■ AIM OF THE EXERCISE:
Quote all of the data exactly as given. Skip every picture it contains.
__________________________________________________
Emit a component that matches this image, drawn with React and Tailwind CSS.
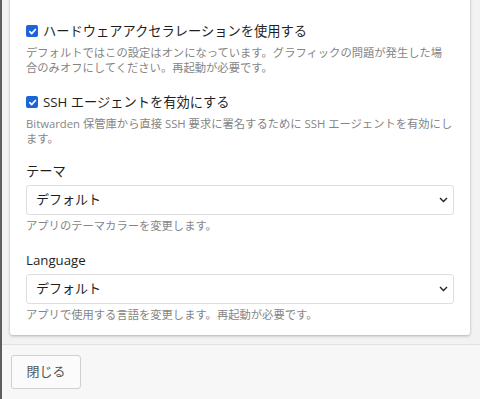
const font = { fontFamily: '"Open Sans", "Noto Sans CJK JP", sans-serif' };

const Checkbox = () => (
  <span className="flex h-[12px] w-[12px] shrink-0 items-center justify-center rounded-[2px] bg-[#1a66d6]">
    <svg width="9" height="9" viewBox="0 0 10 10" fill="none">
      <path d="M2 5.2 L4.1 7.3 L8.2 2.8" stroke="white" strokeWidth="1.9" strokeLinecap="round" strokeLinejoin="round" />
    </svg>
  </span>
);

const Chevron = () => (
  <svg width="9" height="6" viewBox="0 0 9 6" fill="none">
    <path d="M1 1 L4.5 4.5 L8 1" stroke="#222" strokeWidth="1.4" />
  </svg>
);

const CheckRow = ({ label, hint, className, hintClass = "" }) => (
  <div className={className}>
    <label className="flex items-center gap-[5px] text-[13.25px] leading-[20px] text-[#1f1f1f]">
      <Checkbox />
      <span>{label}</span>
    </label>
    <p className={`mt-1 text-[11.3px] leading-[15px] text-[#858585] ${hintClass}`}>{hint}</p>
  </div>
);

const SelectRow = ({ label, hint, className }) => (
  <div className={className}>
    <div className="text-[13.25px] leading-[20px] text-[#1f1f1f]">{label}</div>
    <div className="mt-1 flex h-[30px] items-center justify-between rounded-[3px] border border-[#dedede] bg-white pl-[9px] pr-[5px] text-[13px] text-[#1f1f1f]">
      <span>デフォルト</span>
      <Chevron />
    </div>
    <p className="mt-[3px] text-[11.3px] leading-[15px] text-[#858585]">{hint}</p>
  </div>
);

export default function App() {
  return (
    <div style={font} className="flex h-[399px] w-[480px] flex-col overflow-hidden border-l-2 border-[#5e5e5e] bg-[#f2f2f2]">
      <div className="min-h-0 flex-1 overflow-hidden pb-[9px] pl-2 pr-[10px]">
        <div className="-mt-[14px] rounded-b-[3px] bg-white px-4 pb-[13px] shadow-[0_1px_3px_rgba(0,0,0,0.28)]">
          <p className="text-[11.3px] leading-[15px] text-[#858585]">
            ブラウザ拡張機能との統合を許可する場合はオンにしてください。
          </p>
          <CheckRow
            className="mt-[20px]"
            hintClass="max-w-[424px]"
            label="ハードウェアアクセラレーションを使用する"
            hint="デフォルトではこの設定はオンになっています。グラフィックの問題が発生した場合のみオフにしてください。再起動が必要です。"
          />
          <CheckRow
            className="mt-[17px]"
            label="SSH エージェントを有効にする"
            hint="Bitwarden 保管庫から直接 SSH 要求に署名するために SSH エージェントを有効にします。"
          />
          <SelectRow className="mt-[15px]" label="テーマ" hint="アプリのテーマカラーを変更します。" />
          <SelectRow
            className="mt-[17px]"
            label="Language"
            hint="アプリで使用する言語を変更します。再起動が必要です。"
          />
        </div>
      </div>
      <div className="border-t border-[#e2e2e2] bg-[#f7f7f7] pb-[10px] pl-[9px] pt-[10px]">
        <button className="h-[34px] w-[70px] rounded-[3px] border border-[#d0d0d0] bg-[#fbfbfb] text-[13px] text-[#555]">
          閉じる
        </button>
      </div>
    </div>
  );
}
__________________________________________________
■ FINAL RESULT:
Emit a component that matches this image, drawn with React and Tailwind CSS.
const font = { fontFamily: '"Open Sans", "Noto Sans CJK JP", sans-serif' };

const Checkbox = () => (
  <span className="flex h-[12px] w-[12px] shrink-0 items-center justify-center rounded-[2px] bg-[#1a66d6]">
    <svg width="9" height="9" viewBox="0 0 10 10" fill="none">
      <path d="M2 5.2 L4.1 7.3 L8.2 2.8" stroke="white" strokeWidth="1.9" strokeLinecap="round" strokeLinejoin="round" />
    </svg>
  </span>
);

const Chevron = () => (
  <svg width="9" height="6" viewBox="0 0 9 6" fill="none">
    <path d="M1 1 L4.5 4.5 L8 1" stroke="#222" strokeWidth="1.4" />
  </svg>
);

const CheckRow = ({ label, hint, className, hintClass = "" }) => (
  <div className={className}>
    <label className="flex items-center gap-[5px] text-[13.25px] leading-[20px] text-[#1f1f1f]">
      <Checkbox />
      <span>{label}</span>
    </label>
    <p className={`mt-1 text-[11.3px] leading-[15px] text-[#858585] ${hintClass}`}>{hint}</p>
  </div>
);

const SelectRow = ({ label, hint, className }) => (
  <div className={className}>
    <div className="text-[13.25px] leading-[20px] text-[#1f1f1f]">{label}</div>
    <div className="mt-1 flex h-[30px] items-center justify-between rounded-[3px] border border-[#dedede] bg-white pl-[9px] pr-[5px] text-[13px] text-[#1f1f1f]">
      <span>デフォルト</span>
      <Chevron />
    </div>
    <p className="mt-[3px] text-[11.3px] leading-[15px] text-[#858585]">{hint}</p>
  </div>
);

export default function App() {
  return (
    <div style={font} className="flex h-[399px] w-[480px] flex-col overflow-hidden border-l-2 border-[#5e5e5e] bg-[#f2f2f2]">
      <div className="min-h-0 flex-1 overflow-hidden pb-[9px] pl-2 pr-[10px]">
        <div className="-mt-[14px] rounded-b-[3px] bg-white px-4 pb-[13px] shadow-[0_1px_3px_rgba(0,0,0,0.28)]">
          <p className="text-[11.3px] leading-[15px] text-[#858585]">
            ブラウザ拡張機能との統合を許可する場合はオンにしてください。
          </p>
          <CheckRow
            className="mt-[20px]"
            hintClass="max-w-[424px]"
            label="ハードウェアアクセラレーションを使用する"
            hint="デフォルトではこの設定はオンになっています。グラフィックの問題が発生した場合のみオフにしてください。再起動が必要です。"
          />
          <CheckRow
            className="mt-[17px]"
            label="SSH エージェントを有効にする"
            hint="Bitwarden 保管庫から直接 SSH 要求に署名するために SSH エージェントを有効にします。"
          />
          <SelectRow className="mt-[15px]" label="テーマ" hint="アプリのテーマカラーを変更します。" />
          <SelectRow
            className="mt-[17px]"
            label="Language"
            hint="アプリで使用する言語を変更します。再起動が必要です。"
          />
        </div>
      </div>
      <div className="border-t border-[#e2e2e2] bg-[#f7f7f7] pb-[10px] pl-[9px] pt-[10px]">
        <button className="h-[34px] w-[70px] rounded-[3px] border border-[#d0d0d0] bg-[#fbfbfb] text-[13px] text-[#555]">
          閉じる
        </button>
      </div>
    </div>
  );
}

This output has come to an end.